─── Data excerpt
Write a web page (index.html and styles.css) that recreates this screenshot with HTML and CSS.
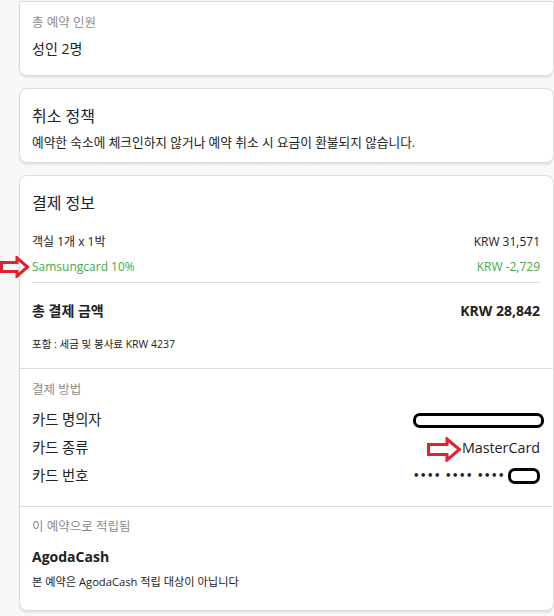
FILE: index.html
```html
<!DOCTYPE html>
<html lang="ko">
<head>
    <meta charset="UTF-8">
    <meta name="viewport" content="width=device-width, initial-scale=1.0">
    <title>예약 정보</title>
    <link rel="stylesheet" href="styles.css">
</head>
<body>
    <div class="page">
        <!-- 예약 인원 -->
        <div class="card card-top">
            <div class="guests">
                <div class="label">총 예약 인원</div>
                <div class="value">성인 2명</div>
            </div>
        </div>

        <!-- 취소 정책 -->
        <div class="card">
            <div class="policy">
                <div class="title">취소 정책</div>
                <div class="policy-text">예약한 숙소에 체크인하지 않거나 예약 취소 시 요금이 환불되지 않습니다.</div>
            </div>
        </div>

        <!-- 결제 정보 -->
        <div class="card">
            <div class="section price">
                <div class="title">결제 정보</div>
                <div class="row room">
                    <span>객실 1개 x 1박</span>
                    <span class="amount">KRW 31,571</span>
                </div>
                <div class="row discount">
                    <svg class="mark-left" width="30" height="22" viewBox="0 0 30 22">
                        <path d="M1.5 6.5 H17 V1.8 L27.5 11 L17 20.2 V15.5 H1.5 Z" fill="none" stroke="#e3202b" stroke-width="3" stroke-linejoin="miter"/>
                    </svg>
                    <span>Samsungcard 10%</span>
                    <span class="amount">KRW -2,729</span>
                </div>
                <div class="line"></div>
                <div class="row total">
                    <span>총 결제 금액</span>
                    <span class="amount">KRW 28,842</span>
                </div>
                <div class="tax">포함 : 세금 및 봉사료 KRW 4237</div>
            </div>

            <div class="section method">
                <div class="label">결제 방법</div>
                <div class="row card-row">
                    <span>카드 명의자</span>
                    <span class="redact redact-name"></span>
                </div>
                <div class="row card-row">
                    <span>카드 종류</span>
                    <span class="card-type">
                        <svg class="mark" width="35" height="25" viewBox="0 0 35 25">
                            <path d="M1.5 7.5 H20 V2 L32.5 12.5 L20 23 V17.5 H1.5 Z" fill="none" stroke="#e3202b" stroke-width="3"/>
                        </svg>MasterCard</span>
                </div>
                <div class="row card-row">
                    <span>카드 번호</span>
                    <span class="card-number"><span class="dots">•••• •••• ••••</span><span class="redact redact-num"></span></span>
                </div>
            </div>

            <div class="section cash">
                <div class="label">이 예약으로 적립됨</div>
                <div class="cash-title">AgodaCash</div>
                <div class="cash-note">본 예약은 AgodaCash 적립 대상이 아닙니다</div>
            </div>
        </div>
    </div>
</body>
</html>
```

FILE: styles.css
```css
body {
    font-family: "Open Sans", "Noto Sans CJK KR", sans-serif;
    margin: 0;
    padding: 0;
    background-color: #f8f8f8;
    color: #222;
}
.page {
    padding: 1px 0 0 19px;
}
.card {
    background-color: #fff;
    border: 1px solid #dcdcdc;
    border-radius: 8px;
    box-shadow: 0 2px 2px rgba(0, 0, 0, 0.08);
    margin-bottom: 12px;
}
.card-top {
    border-radius: 0 0 8px 8px;
}
.label {
    font-size: 12.5px;
    line-height: 18px;
    color: #8c8c8c;
}
.title {
    font-size: 16px;
    line-height: 24px;
}
.row {
    display: flex;
    justify-content: space-between;
    align-items: center;
    position: relative;
}
.amount {
    text-align: right;
}

/* 예약 인원 */
.guests {
    padding: 12px 13px 16px 12px;
}
.guests .value {
    font-size: 14px;
    line-height: 20px;
    margin-top: 7px;
}

/* 취소 정책 */
.policy {
    padding: 15px 13px 11px 12px;
}
.policy-text {
    font-size: 12.7px;
    line-height: 18px;
    margin-top: 5px;
}

/* 결제 정보 */
.section {
    padding: 0 13px 0 12px;
}
.section + .section {
    border-top: 1px solid #dcdcdc;
}
.price {
    padding-top: 15px;
    padding-bottom: 16px;
}
.room {
    font-size: 12px;
    line-height: 20px;
    margin-top: 17px;
}
.discount {
    font-size: 12px;
    line-height: 20px;
    margin-top: 5px;
    color: #46a94a;
}
.mark-left {
    position: absolute;
    left: -32px;
    top: -1px;
}
.line {
    height: 1px;
    background-color: #dcdcdc;
    margin-top: 5px;
}
.total {
    font-size: 14px;
    line-height: 22px;
    font-weight: 700;
    margin-top: 17px;
}
.tax {
    font-size: 10.5px;
    line-height: 16px;
    margin-top: 14px;
}

/* 결제 방법 */
.method {
    padding-top: 12px;
    padding-bottom: 20px;
}
.card-row {
    font-size: 14.3px;
    line-height: 20px;
    height: 20px;
    margin-top: 8px;
}
.method .label + .card-row {
    margin-top: 11px;
}
.card-type {
    display: flex;
    align-items: center;
}
.card-type .mark {
    margin-top: 2px;
}
.card-number {
    display: flex;
    align-items: center;
}
.dots {
    font-family: "DejaVu Sans", sans-serif;
    font-size: 10px;
    font-weight: 700;
    letter-spacing: 0.6px;
    margin-right: 3px;
}
.redact {
    display: inline-block;
    box-sizing: border-box;
    border: 3px solid #000;
    border-radius: 7px;
    background-color: #fff;
    flex-shrink: 0;
}
.redact-name {
    width: 131px;
    height: 15px;
    margin-right: -4px;
}
.redact-num {
    width: 32px;
    height: 16px;
}

/* 적립 */
.cash {
    padding-top: 11px;
    padding-bottom: 19px;
}
.cash-title {
    font-size: 14px;
    line-height: 20px;
    font-weight: 700;
    margin-top: 11px;
}
.cash-note {
    font-size: 11.2px;
    line-height: 18px;
    margin-top: 6px;
}
```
──────
## Exercise task
Copy each line above precisely, dropping the pictures.

## Finished answer
Write a web page (index.html and styles.css) that recreates this screenshot with HTML and CSS.
FILE: index.html
```html
<!DOCTYPE html>
<html lang="ko">
<head>
    <meta charset="UTF-8">
    <meta name="viewport" content="width=device-width, initial-scale=1.0">
    <title>예약 정보</title>
    <link rel="stylesheet" href="styles.css">
</head>
<body>
    <div class="page">
        <!-- 예약 인원 -->
        <div class="card card-top">
            <div class="guests">
                <div class="label">총 예약 인원</div>
                <div class="value">성인 2명</div>
            </div>
        </div>

        <!-- 취소 정책 -->
        <div class="card">
            <div class="policy">
                <div class="title">취소 정책</div>
                <div class="policy-text">예약한 숙소에 체크인하지 않거나 예약 취소 시 요금이 환불되지 않습니다.</div>
            </div>
        </div>

        <!-- 결제 정보 -->
        <div class="card">
            <div class="section price">
                <div class="title">결제 정보</div>
                <div class="row room">
                    <span>객실 1개 x 1박</span>
                    <span class="amount">KRW 31,571</span>
                </div>
                <div class="row discount">
                    <svg class="mark-left" width="30" height="22" viewBox="0 0 30 22">
                        <path d="M1.5 6.5 H17 V1.8 L27.5 11 L17 20.2 V15.5 H1.5 Z" fill="none" stroke="#e3202b" stroke-width="3" stroke-linejoin="miter"/>
                    </svg>
                    <span>Samsungcard 10%</span>
                    <span class="amount">KRW -2,729</span>
                </div>
                <div class="line"></div>
                <div class="row total">
                    <span>총 결제 금액</span>
                    <span class="amount">KRW 28,842</span>
                </div>
                <div class="tax">포함 : 세금 및 봉사료 KRW 4237</div>
            </div>

            <div class="section method">
                <div class="label">결제 방법</div>
                <div class="row card-row">
                    <span>카드 명의자</span>
                    <span class="redact redact-name"></span>
                </div>
                <div class="row card-row">
                    <span>카드 종류</span>
                    <span class="card-type">
                        <svg class="mark" width="35" height="25" viewBox="0 0 35 25">
                            <path d="M1.5 7.5 H20 V2 L32.5 12.5 L20 23 V17.5 H1.5 Z" fill="none" stroke="#e3202b" stroke-width="3"/>
                        </svg>MasterCard</span>
                </div>
                <div class="row card-row">
                    <span>카드 번호</span>
                    <span class="card-number"><span class="dots">•••• •••• ••••</span><span class="redact redact-num"></span></span>
                </div>
            </div>

            <div class="section cash">
                <div class="label">이 예약으로 적립됨</div>
                <div class="cash-title">AgodaCash</div>
                <div class="cash-note">본 예약은 AgodaCash 적립 대상이 아닙니다</div>
            </div>
        </div>
    </div>
</body>
</html>
```

FILE: styles.css
```css
body {
    font-family: "Open Sans", "Noto Sans CJK KR", sans-serif;
    margin: 0;
    padding: 0;
    background-color: #f8f8f8;
    color: #222;
}
.page {
    padding: 1px 0 0 19px;
}
.card {
    background-color: #fff;
    border: 1px solid #dcdcdc;
    border-radius: 8px;
    box-shadow: 0 2px 2px rgba(0, 0, 0, 0.08);
    margin-bottom: 12px;
}
.card-top {
    border-radius: 0 0 8px 8px;
}
.label {
    font-size: 12.5px;
    line-height: 18px;
    color: #8c8c8c;
}
.title {
    font-size: 16px;
    line-height: 24px;
}
.row {
    display: flex;
    justify-content: space-between;
    align-items: center;
    position: relative;
}
.amount {
    text-align: right;
}

/* 예약 인원 */
.guests {
    padding: 12px 13px 16px 12px;
}
.guests .value {
    font-size: 14px;
    line-height: 20px;
    margin-top: 7px;
}

/* 취소 정책 */
.policy {
    padding: 15px 13px 11px 12px;
}
.policy-text {
    font-size: 12.7px;
    line-height: 18px;
    margin-top: 5px;
}

/* 결제 정보 */
.section {
    padding: 0 13px 0 12px;
}
.section + .section {
    border-top: 1px solid #dcdcdc;
}
.price {
    padding-top: 15px;
    padding-bottom: 16px;
}
.room {
    font-size: 12px;
    line-height: 20px;
    margin-top: 17px;
}
.discount {
    font-size: 12px;
    line-height: 20px;
    margin-top: 5px;
    color: #46a94a;
}
.mark-left {
    position: absolute;
    left: -32px;
    top: -1px;
}
.line {
    height: 1px;
    background-color: #dcdcdc;
    margin-top: 5px;
}
.total {
    font-size: 14px;
    line-height: 22px;
    font-weight: 700;
    margin-top: 17px;
}
.tax {
    font-size: 10.5px;
    line-height: 16px;
    margin-top: 14px;
}

/* 결제 방법 */
.method {
    padding-top: 12px;
    padding-bottom: 20px;
}
.card-row {
    font-size: 14.3px;
    line-height: 20px;
    height: 20px;
    margin-top: 8px;
}
.method .label + .card-row {
    margin-top: 11px;
}
.card-type {
    display: flex;
    align-items: center;
}
.card-type .mark {
    margin-top: 2px;
}
.card-number {
    display: flex;
    align-items: center;
}
.dots {
    font-family: "DejaVu Sans", sans-serif;
    font-size: 10px;
    font-weight: 700;
    letter-spacing: 0.6px;
    margin-right: 3px;
}
.redact {
    display: inline-block;
    box-sizing: border-box;
    border: 3px solid #000;
    border-radius: 7px;
    background-color: #fff;
    flex-shrink: 0;
}
.redact-name {
    width: 131px;
    height: 15px;
    margin-right: -4px;
}
.redact-num {
    width: 32px;
    height: 16px;
}

/* 적립 */
.cash {
    padding-top: 11px;
    padding-bottom: 19px;
}
.cash-title {
    font-size: 14px;
    line-height: 20px;
    font-weight: 700;
    margin-top: 11px;
}
.cash-note {
    font-size: 11.2px;
    line-height: 18px;
    margin-top: 6px;
}
```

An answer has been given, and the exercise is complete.